Navigating obstacles in rural Albania
View from atop the Pass
Mount Çika, I think
View from our hotel in Himare
We bummed about in Himare for a day and a half, and then drove back up the way we came to Drymades, and bummed around there. Himare is a nice little town, smaller than it looks in the way in, and pretty uncrowded, with a good selection of restaurants, bars and small shops. Drymades is even more picturesque and tranquil, but with relatively little in the way of shops and resturants. We ran out of money and had to wait until we drove back through Himare because there are no ATMs in Drymades or nearby Dhermi. Both are really nice, it depends whether or not you want things slightly livelier in Himare or more peaceful (we were also not right on the beach or road in Drymades).
I have so many gorgeous photos from the three days, hard to pick! We had a great time swimming, sunbathing and eating fresh fish.
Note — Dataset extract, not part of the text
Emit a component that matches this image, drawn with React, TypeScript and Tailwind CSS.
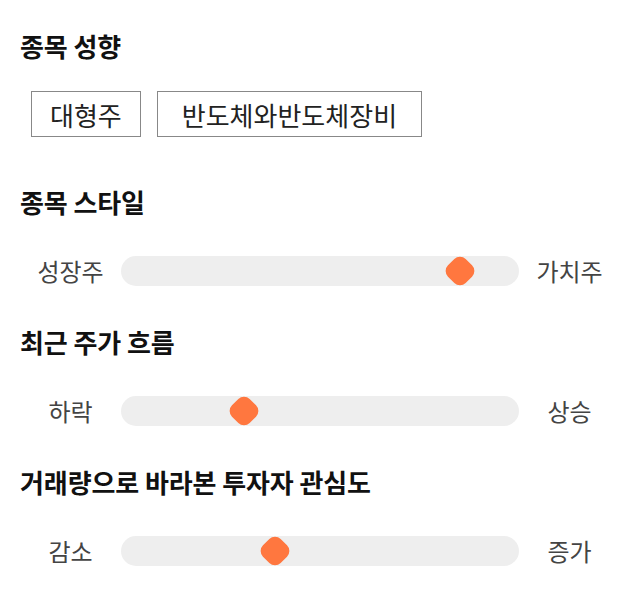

This was the view at sunset from our waterfront restaurant where, due to a misunderstanding, we ended up with an entree and three mains between the two of us, including a plate of squid and two whole sea bass. With drinks as well and a tip, the bill came to about 23.50€ - unbelievable.
We found some cocktails!
One of the best things about Drymades beach was the crystal clear water. I was hypnotised watching the small waves crash and recede over the pebbles like a pulse. The bad part was that it was soooo difficult to get in and out of the sea. The pebbles were fairly sharp and your feet tended to sink into them, and I kept getting knocked off balance by the waves. At points, I literally had to crawl up the beach to try and escape. Not good
The amazing clear water and treacherous rocks
I could post a billion more photos, it's so pretty, but I'm not sure decrepit Albanian wifi can even cope with this many, so I'll leave it there.